# Request
Omitting all pictures, copy word for word the lines from the line containing "Reproduce this screenshot" through the final line of the entries.

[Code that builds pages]
::::

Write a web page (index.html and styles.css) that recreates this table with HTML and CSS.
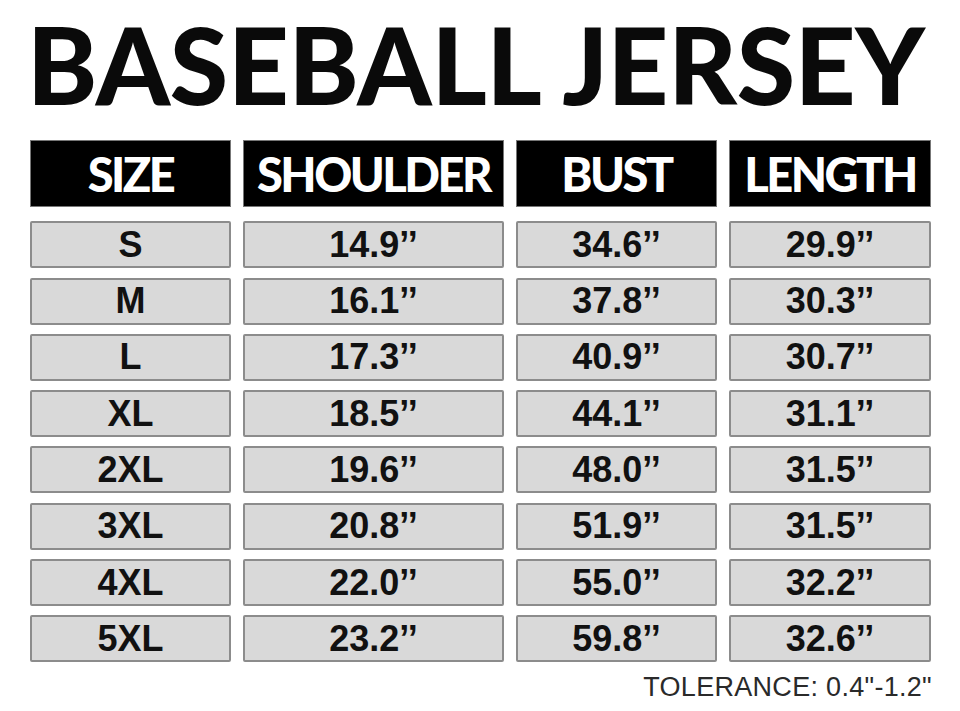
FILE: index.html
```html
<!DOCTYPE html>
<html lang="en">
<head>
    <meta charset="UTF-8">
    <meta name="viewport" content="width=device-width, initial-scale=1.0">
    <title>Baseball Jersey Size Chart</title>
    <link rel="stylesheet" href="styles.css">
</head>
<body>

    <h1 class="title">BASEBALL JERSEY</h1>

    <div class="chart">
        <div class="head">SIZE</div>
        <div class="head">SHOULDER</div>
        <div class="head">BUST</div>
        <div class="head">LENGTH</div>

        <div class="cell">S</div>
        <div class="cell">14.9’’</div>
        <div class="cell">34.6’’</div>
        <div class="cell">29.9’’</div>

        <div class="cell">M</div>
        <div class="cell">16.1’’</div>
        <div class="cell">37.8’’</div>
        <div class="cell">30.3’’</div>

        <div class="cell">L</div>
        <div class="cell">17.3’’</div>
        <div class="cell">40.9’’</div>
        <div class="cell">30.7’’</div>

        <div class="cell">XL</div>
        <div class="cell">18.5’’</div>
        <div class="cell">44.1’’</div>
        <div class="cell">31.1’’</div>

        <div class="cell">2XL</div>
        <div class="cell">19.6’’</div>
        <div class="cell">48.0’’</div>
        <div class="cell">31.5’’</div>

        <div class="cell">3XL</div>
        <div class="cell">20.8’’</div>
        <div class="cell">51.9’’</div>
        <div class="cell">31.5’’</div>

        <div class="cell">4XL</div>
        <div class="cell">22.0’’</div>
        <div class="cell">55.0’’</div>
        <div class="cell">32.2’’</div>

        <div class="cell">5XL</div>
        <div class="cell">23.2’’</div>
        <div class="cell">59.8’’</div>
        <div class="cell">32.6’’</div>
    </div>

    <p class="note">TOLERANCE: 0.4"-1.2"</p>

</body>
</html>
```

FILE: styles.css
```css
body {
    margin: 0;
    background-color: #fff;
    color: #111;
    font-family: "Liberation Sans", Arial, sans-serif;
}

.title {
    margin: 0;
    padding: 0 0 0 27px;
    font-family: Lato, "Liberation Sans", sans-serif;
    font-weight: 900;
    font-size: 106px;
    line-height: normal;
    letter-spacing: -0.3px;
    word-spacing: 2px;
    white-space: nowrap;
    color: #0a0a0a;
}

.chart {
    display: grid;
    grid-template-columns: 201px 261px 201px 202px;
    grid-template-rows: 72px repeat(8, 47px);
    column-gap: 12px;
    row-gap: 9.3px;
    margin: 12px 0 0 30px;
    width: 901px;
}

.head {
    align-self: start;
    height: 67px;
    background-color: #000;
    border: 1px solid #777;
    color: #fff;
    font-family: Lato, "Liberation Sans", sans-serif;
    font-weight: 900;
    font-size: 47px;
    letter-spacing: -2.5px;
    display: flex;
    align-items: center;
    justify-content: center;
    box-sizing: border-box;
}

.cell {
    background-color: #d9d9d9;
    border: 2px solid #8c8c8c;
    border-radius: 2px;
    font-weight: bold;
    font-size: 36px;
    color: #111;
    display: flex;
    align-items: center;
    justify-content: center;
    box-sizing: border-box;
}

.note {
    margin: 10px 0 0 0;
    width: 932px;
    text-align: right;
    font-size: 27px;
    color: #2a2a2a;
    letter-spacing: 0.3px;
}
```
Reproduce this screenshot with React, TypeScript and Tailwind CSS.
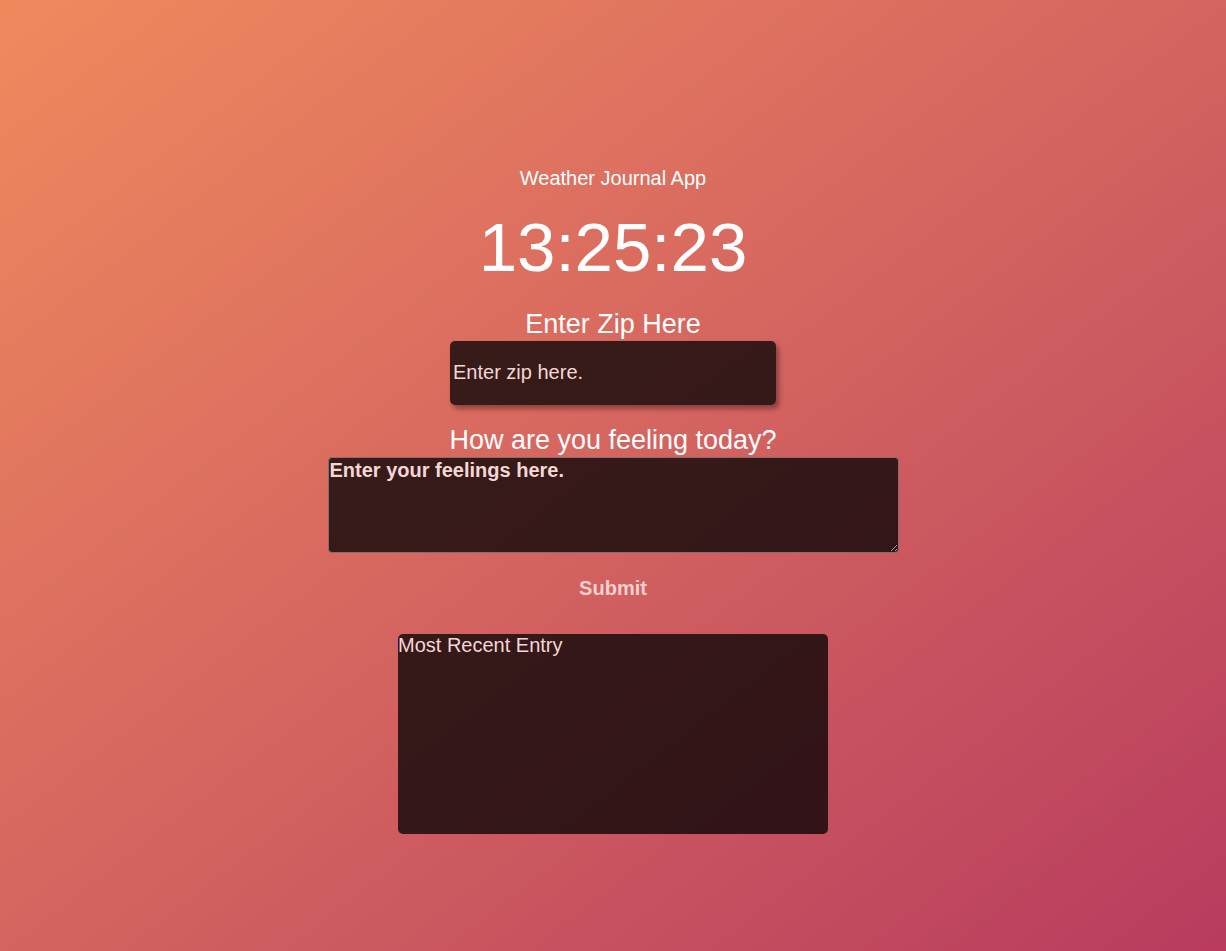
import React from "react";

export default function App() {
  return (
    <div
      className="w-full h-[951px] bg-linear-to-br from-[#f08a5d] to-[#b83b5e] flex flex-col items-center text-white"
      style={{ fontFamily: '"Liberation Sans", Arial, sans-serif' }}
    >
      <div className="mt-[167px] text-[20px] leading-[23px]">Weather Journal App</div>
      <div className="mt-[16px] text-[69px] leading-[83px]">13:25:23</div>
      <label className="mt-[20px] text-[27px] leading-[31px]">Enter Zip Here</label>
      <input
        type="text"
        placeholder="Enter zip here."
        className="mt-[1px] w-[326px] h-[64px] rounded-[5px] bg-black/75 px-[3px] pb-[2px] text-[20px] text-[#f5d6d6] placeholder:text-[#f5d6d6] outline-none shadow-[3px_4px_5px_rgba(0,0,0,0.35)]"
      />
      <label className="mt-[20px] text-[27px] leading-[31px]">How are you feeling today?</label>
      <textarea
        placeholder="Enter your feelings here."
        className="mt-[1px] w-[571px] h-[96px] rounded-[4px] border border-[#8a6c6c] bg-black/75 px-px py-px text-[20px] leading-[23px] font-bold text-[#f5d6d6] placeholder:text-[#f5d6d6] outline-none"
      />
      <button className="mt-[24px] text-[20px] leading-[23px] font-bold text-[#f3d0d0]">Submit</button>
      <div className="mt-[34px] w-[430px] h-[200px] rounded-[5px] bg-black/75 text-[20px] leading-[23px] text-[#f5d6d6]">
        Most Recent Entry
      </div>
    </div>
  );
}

::::

# Result for this task
Reproduce this screenshot with React, TypeScript and Tailwind CSS.
import React from "react";

export default function App() {
  return (
    <div
      className="w-full h-[951px] bg-linear-to-br from-[#f08a5d] to-[#b83b5e] flex flex-col items-center text-white"
      style={{ fontFamily: '"Liberation Sans", Arial, sans-serif' }}
    >
      <div className="mt-[167px] text-[20px] leading-[23px]">Weather Journal App</div>
      <div className="mt-[16px] text-[69px] leading-[83px]">13:25:23</div>
      <label className="mt-[20px] text-[27px] leading-[31px]">Enter Zip Here</label>
      <input
        type="text"
        placeholder="Enter zip here."
        className="mt-[1px] w-[326px] h-[64px] rounded-[5px] bg-black/75 px-[3px] pb-[2px] text-[20px] text-[#f5d6d6] placeholder:text-[#f5d6d6] outline-none shadow-[3px_4px_5px_rgba(0,0,0,0.35)]"
      />
      <label className="mt-[20px] text-[27px] leading-[31px]">How are you feeling today?</label>
      <textarea
        placeholder="Enter your feelings here."
        className="mt-[1px] w-[571px] h-[96px] rounded-[4px] border border-[#8a6c6c] bg-black/75 px-px py-px text-[20px] leading-[23px] font-bold text-[#f5d6d6] placeholder:text-[#f5d6d6] outline-none"
      />
      <button className="mt-[24px] text-[20px] leading-[23px] font-bold text-[#f3d0d0]">Submit</button>
      <div className="mt-[34px] w-[430px] h-[200px] rounded-[5px] bg-black/75 text-[20px] leading-[23px] text-[#f5d6d6]">
        Most Recent Entry
      </div>
    </div>
  );
}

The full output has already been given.